Le principe de raison suffisante (PRS)

Par une expérience intuitive, vous voyez que tous les êtres contingents dans notre existence ont une cause. Votre chaise, votre lit, vos cours, etc., sont des êtres causés, étant donné leur aspect contingent (ils auraient pu ne pas exister).

En revanche, cela n'est pas le cas pour les êtres nécessaires. Il ne vous viendrait pas à l'idée de demander une explication extérieure au fait que 1 + 1 = 2. Cela n'aurait pas de sens ! Les faits nécessaires, eux, n'ont pas besoin d'explication externe, car ils ont en eux-mêmes l'explication de leur existence. Il serait stupide de demander pourquoi ce triangle-ci a trois côtés, car c'est un fait nécessaire. En revanche, il serait tout à fait pertinent de se demander pourquoi la longueur des côtés de ce triangle vaut une certaine valeur plutôt qu'une autre, car il s'agirait alors d'un fait contingent.

C'est là qu'on saisit ce que nous dit le principe de raison suffisante : tout ce qui n'a pas en soi la raison de son existence a une cause ou une explication externe. Autrement dit, les faits contingents ont toujours une explication en dehors d'eux-mêmes.

La contingence de l'Univers

Avant d'appliquer ce principe à l'Univers, il convient de déterminer si l'Univers est contingent. Par « Univers », il faut entendre la « totalité de l'espace-temps et de la réalité matérielle ». L'Univers en question est donc à prendre au sens large : il peut contenir l'ensemble des multivers s'ils existent, mais aussi et surtout tous les êtres contingents de notre quotidien (les arbres, les maisons, les personnes, les fluctuations quantiques, la matière noire, etc.).

La question est la suivante : l'Univers est-il contingent ou nécessaire ? (L'option « impossible » ici n'a pas lieu d'être, puisque l'Univers existe.) Thomas Durand affirme d'emblée que la contingence de l'Univers n'a jamais été établie (sans donner le moindre argument) : « L'argument cosmologique a pour point de départ que l'univers — et tout ce qu'il contient — est contingent : il aurait pu ne pas exister ou être différent. D'emblée, il faut préciser que ce principe ne repose sur rien, c'est un postulat arbitraire ; [...] il est fallacieux de considérer que les conclusions tirées de cette hypothèse non prouvée ont un lien avec le réel » (p. 67) ; « La contingence du monde n'est pas attestée, il s'agit d'un postulat, d'une prémisse qu'aucun apologète n'a jamais réellement prouvée » (p. 69) ; « Rien ne prouve que certaines choses dans l'univers ne sont pas nécessaires ; personne n'en sait rien » (p. 70).

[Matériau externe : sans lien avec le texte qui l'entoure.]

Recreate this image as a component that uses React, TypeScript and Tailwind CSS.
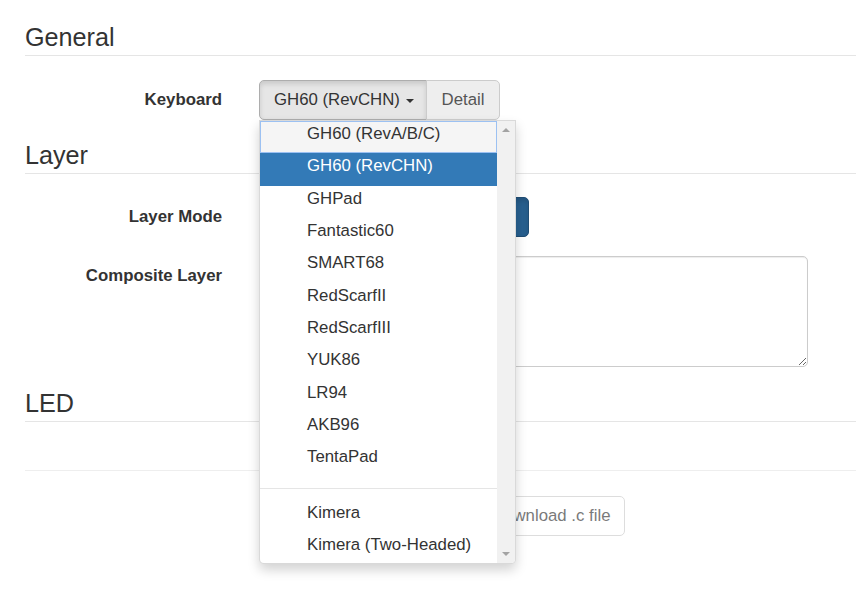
import React from 'react';

const boards = [
  'GH60 (RevA/B/C)',
  'GH60 (RevCHN)',
  'GHPad',
  'Fantastic60',
  'SMART68',
  'RedScarfII',
  'RedScarfIII',
  'YUK86',
  'LR94',
  'AKB96',
  'TentaPad',
];

const boardsExtra = ['Kimera', 'Kimera (Two-Headed)'];

function Legend({ children, mb }: { children: React.ReactNode; mb: string }) {
  return (
    <div className={`h-[37px] border-b border-[#e5e5e5] text-[25.2px] leading-[36px] ${mb}`}>{children}</div>
  );
}

function Label({ children }: { children: React.ReactNode }) {
  return <div className="w-[197px] shrink-0 text-right font-bold pt-[8px] leading-[24px]">{children}</div>;
}

function BoardMenu() {
  return (
    <div className="absolute left-0 top-full z-10 flex h-[444px] w-[257px] overflow-hidden rounded-b-[5px] border border-[rgba(0,0,0,0.15)] bg-white shadow-[0_6px_12px_rgba(0,0,0,0.175)]">
      <ul className="flex-1">
        {boards.map((b, i) => (
          <li
            key={b}
            className={`flex h-[32.33px] items-center pb-[6px] pl-[47px] leading-[24px] ${
              i === 0
                ? 'bg-[#f5f5f5] shadow-[inset_0_0_0_1px_#9cc1f2]'
                : i === 1
                ? 'bg-[#337ab7] text-white'
                : 'text-[#333]'
            }`}
          >
            {b}
          </li>
        ))}
        <li className="my-[11.4px] h-px bg-[#e5e5e5]" />
        {boardsExtra.map(b => (
          <li key={b} className="flex h-[32.33px] items-center pb-[8px] pl-[47px] leading-[24px]">
            {b}
          </li>
        ))}
      </ul>
      <div className="flex w-[18px] flex-col items-center justify-between bg-[#f1f1f1] py-[7px]">
        <span className="h-0 w-0 border-x-[4px] border-b-[4px] border-x-transparent border-b-[#a3a3a3]" />
        <span className="h-0 w-0 border-x-[4px] border-t-[4px] border-x-transparent border-t-[#a3a3a3]" />
      </div>
    </div>
  );
}

export default function App() {
  return (
    <div className="min-h-screen overflow-hidden bg-white pl-[25px] pt-[19px] font-['Liberation_Sans',Arial,sans-serif] text-[16.8px] leading-[1.42857] text-[#333]">
      <Legend mb="mb-[24px]">General</Legend>

      <div className="mb-[17px] flex">
        <Label>Keyboard</Label>
        <div className="relative ml-[37px] flex h-[40px]">
          <button className="flex w-[168px] items-center whitespace-nowrap rounded-l-[5px] border border-[#adadad] bg-[#e6e6e6] pl-[14px] shadow-[inset_0_3px_5px_rgba(0,0,0,0.125)]">
            GH60 (RevCHN)
            <span className="ml-[6px] mt-[1px] h-0 w-0 border-x-[4px] border-t-[4px] border-x-transparent border-t-[#333]" />
          </button>
          <button className="-ml-px w-[74px] rounded-r-[5px] border border-[#ccc] bg-[#eee] text-[#555]">Detail</button>
          <BoardMenu />
        </div>
      </div>

      <Legend mb="mb-[23px]">Layer</Legend>

      <div className="mb-[19px] flex">
        <Label>Layer Mode</Label>
        <div className="ml-[37px] flex h-[40px]">
          <button aria-label="Simple" className="w-[135px] rounded-l-[5px] border border-[#ccc] bg-white" />
          <button
            aria-label="Composite"
            className="-ml-px w-[136px] rounded-r-[5px] border border-[#204d74] bg-[#286090] shadow-[inset_0_3px_5px_rgba(0,0,0,0.125)]"
          />
        </div>
      </div>

      <div className="mb-[18px] flex">
        <Label>Composite Layer</Label>
        <textarea className="ml-[37px] h-[111px] w-[549px] rounded-[5px] border border-[#ccc] bg-white px-[14px] py-[7px] shadow-[inset_0_1px_1px_rgba(0,0,0,0.075)] outline-none" />
      </div>

      <Legend mb="mb-[48px]">LED</Legend>

      <div className="mb-[25px] h-px bg-[#eee]" />

      <div className="flex pl-[234px]">
        <button aria-label="Download .eep file" className="h-[40px] w-[213px] rounded-[5px] border border-[#ccc] bg-white" />
        <button className="ml-[5px] h-[40px] w-[148px] rounded-[5px] border border-[#ccc] bg-white pl-[14px] text-left opacity-65">
          Download .c file
        </button>
      </div>
    </div>
  );
}
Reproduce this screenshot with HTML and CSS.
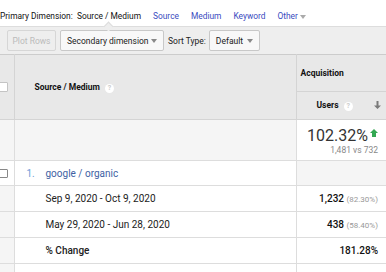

Notre zététicien se contente d'émettre une assertion. Il ne démontre rien. Il ne s'attaque pas à toutes les nombreuses raisons qui ont été proposées en faveur de la contingence de l'Univers 111. Nous nous contenterons ici d'en lister quelques-unes.

  1. L'Univers a un commencement. Il est en effet possible de démontrer rationnellement que l'espace-temps a commencé d'exister (voir plus haut). Or, puisque tout ce qui a commencé d'exister a une cause, l'Univers ne peut pas être nécessaire, car ce qui est nécessaire ne peut pas ne pas exister et doit donc exister de toute éternité.

  2. Il n'y a aucune contradiction à concevoir d'autres mondes possibles dans lesquels notre Univers n'existerait pas, ou serait différent. Il n'est pas métaphysiquement impossible de concevoir un monde sans astéroïdes, sans planètes, sans étoiles, voire sans matière ! Par conséquent, il ne semble pas y avoir de nécessité à ce que l'Univers soit tel qu'il est.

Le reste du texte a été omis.